Der von den USA angeklagte ehemalige Geheimdienstmitarbeiter hat sich in einem offenen Brief an das brasilianische Volk gewendet. Er bietet seine Hilfe bei der Aufklärung der NSA-Abhöraktionen an, verlangt im Gegenzug aber Asyl.
(dpa) Der frühere amerikanische Geheimdienstmitarbeiter Edward Snowden will Brasilien bei der Aufklärung der Abhöraktivitäten helfen, wenn er dauerhaftes Asyl in dem Land erhält. Solange ihm ein Land kein permanentes politisches Asyl gewähre, werde die amerikanische Regierung ihn weiter daran hindern zu sprechen, schrieb Snowden in einem «Offenen Brief an das brasilianische Volk», der am Dienstag unter anderem in der Zeitung «Folha de São Paulo» veröffentlicht wurde. Die brasilianische Regierung hatte allerdings bereits im vergangenen Sommer abgelehnt, Snowden dauerhaft Asyl zu gewähren.

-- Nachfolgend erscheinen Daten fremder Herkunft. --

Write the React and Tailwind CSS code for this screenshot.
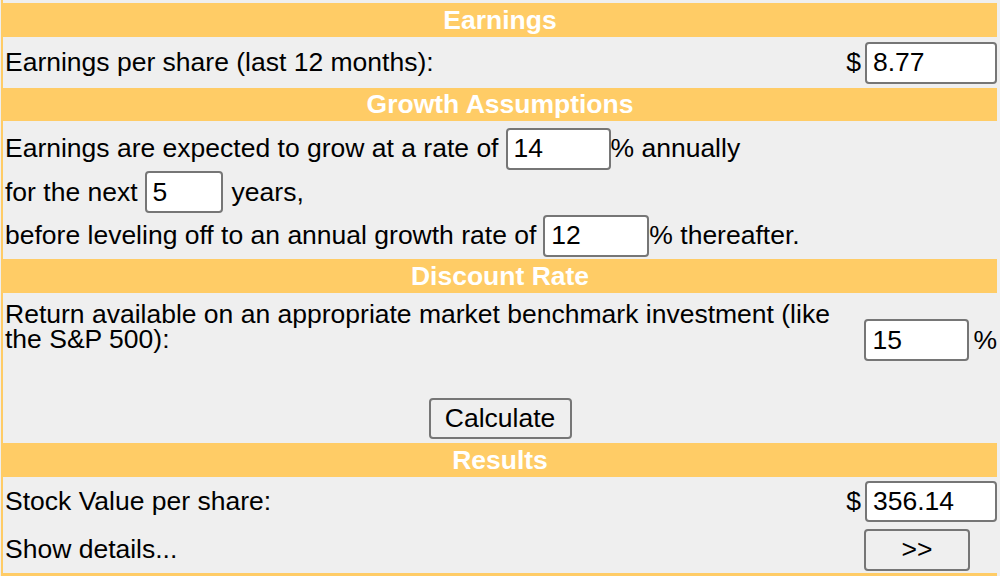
import React from "react";

const font = { fontFamily: '"Liberation Sans", Arial, sans-serif' };

function Header({ children, className = "" }) {
  return (
    <div className={"bg-[#ffcc66] text-white font-bold text-[26.5px] leading-none flex items-center justify-center " + className}>
      {children}
    </div>
  );
}

function Field({ value, className = "" }) {
  return (
    <div className={"bg-white border-2 border-[#767676] rounded-[4px] flex items-center pl-[6px] text-[26.5px] leading-none text-black " + className}>
      {value}
    </div>
  );
}

export default function App() {
  return (
    <div style={font} className="w-[1000px] h-[576px] bg-[#efefef] overflow-hidden text-black">
      <div className="ml-[1px] mr-[3px] h-[576px] border-l-2 border-[#ffcc66] pt-[3px] flex flex-col">
        <Header className="h-[34px]">Earnings</Header>
        <div className="h-[51px] flex items-center text-[26.5px] leading-none">
          <div className="flex-1 pl-[2px]">Earnings per share (last 12 months):</div>
          <div className="flex items-center w-[152px] justify-end gap-[4px]">
            <span>$</span>
            <Field value="8.77" className="w-[132px] h-[42px]" />
          </div>
        </div>
        <Header className="h-[33px]">Growth Assumptions</Header>
        <div className="h-[138px] pt-[6px] flex flex-col gap-[1px] text-[26.5px] leading-none pl-[2px]">
          <div className="flex items-center h-[43px]">
            <span>Earnings are expected to grow at a rate of</span>
            <Field value="14" className="w-[105px] h-[42px] ml-[7px]" />
            <span>% annually</span>
          </div>
          <div className="flex items-center h-[42px]">
            <span>for the next</span>
            <Field value="5" className="w-[78px] h-[42px] ml-[7px] mr-[9px]" />
            <span>years,</span>
          </div>
          <div className="flex items-center h-[43px]">
            <span>before leveling off to an annual growth rate of</span>
            <Field value="12" className="w-[106px] h-[42px] ml-[7px]" />
            <span>% thereafter.</span>
          </div>
        </div>
        <Header className="h-[34px]">Discount Rate</Header>
        <div className="h-[72px] flex text-[26.5px] leading-[25px]">
          <div className="w-[838px] pl-[2px] pt-[9px]">
            Return available on an appropriate market benchmark investment (like the S&amp;P 500):
          </div>
          <div className="flex items-start pt-[26px] gap-[4px] ml-[25px]">
            <Field value="15" className="w-[105px] h-[42px]" />
            <span className="leading-[42px]">%</span>
          </div>
        </div>
        <div className="h-[78px] flex items-start justify-center pt-[33px]">
          <button className="w-[143px] h-[41px] bg-[#efefef] border-2 border-[#767676] rounded-[4px] text-[26.5px] leading-none text-black" style={font}>
            Calculate
          </button>
        </div>
        <Header className="h-[34px]">Results</Header>
        <div className="h-[49px] flex items-center text-[26.5px] leading-none">
          <div className="flex-1 pl-[2px]">Stock Value per share:</div>
          <div className="flex items-center w-[152px] justify-end gap-[4px]">
            <span>$</span>
            <Field value="356.14" className="w-[132px] h-[41px]" />
          </div>
        </div>
        <div className="h-[47px] flex items-center text-[26.5px] leading-none">
          <div className="flex-1 pl-[2px]">Show details...</div>
          <div className="w-[152px] flex items-center pl-[19px]">
            <button className="w-[106px] h-[42px] bg-[#efefef] border-2 border-[#767676] rounded-[4px] text-[26.5px] leading-none text-black" style={font}>
              &gt;&gt;
            </button>
          </div>
        </div>
        <div className="h-[3px] bg-[#ffcc66]" />
      </div>
    </div>
  );
}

Snowden schrieb, sei beeindruckt von der starken Kritik Brasiliens an den Spähprogrammen der USA, die er enthüllt hatte. Wiederholt habe er seine Bereitschaft geäussert, Brasilien bei der Untersuchung möglicher illegaler Lauschangriffe gegen seine Bürger zu unterstützen. Präsidentin
Rousseff als Ziel der NSA-Abhöraktionen.
Brasiliens Präsidentin Dilma Rousseff war wie einige ihrer Amtskollegen in Lateinamerika und Europa persönlich Ziel von Ausspähaktionen des Geheimdienstes NSA. Wegen der Affäre hatte sie unter anderem einen im Oktober geplanten Staatsbesuch in Washington verschoben. Snowden wies in seinem Brief auf die detaillierten Kontrollmöglichkeiten der NSA hin, die unter anderem «5 Milliarden mal am Tag» weltweit Handy-Ortungen vornehme und dies unter dem Deckmantel der Datensammlung tue. «Meine grösste Angst war, dass niemand auf meine Warnungen hören würde. Niemals war ich so glücklich, so falsch zu liegen.»
Zahlreiche Anfragen für Unterstützung.
Die Reaktionen auf seine Mitteilungen in bestimmten Ländern hätten ihn begeistert, und Brasilien sei ganz sicher eines dieser Länder. Viele brasilianische Senatoren hätten für ihre Untersuchungen mutmasslicher Verbrechen gegen brasilianische Bürger seine Unterstützung angefragt. «Ich habe meine Bereitschaft erklärt, immer zu helfen, wenn es angemessen und rechtens ist, aber die amerikanische Regierung hat unglücklicherweise hart daran gearbeitet, meine Möglichkeiten dazu zu limitieren - und ist sogar soweit gegangen, die Präsidentenmaschine von (Boliviens Staatschef) Evo Morales zur Landung zu zwingen, um mich zu hindern, nach Lateinamerika zu reisen!»
Brief als Teil einer Online-Kampagne.
Die «Folha» berichtete, dass der Brief Snowdens an offizielle Stellen geschickt werde und Teil einer Online-Kampagne auf der Internetseite der Nichtregierungsorganisation Avaaz sein solle. Die Kampagne soll laut «Folha» im Namen Snowdens vom Brasilianer David Miranda geleitet werden, dem Lebensgefährten des in Rio lebenden Journalisten Glenn Greenwald, über den viele der Snowden-Enthüllungen publik wurden. Von der brasilianische Regierung gab es zunächst keine Reaktion auf den Brief.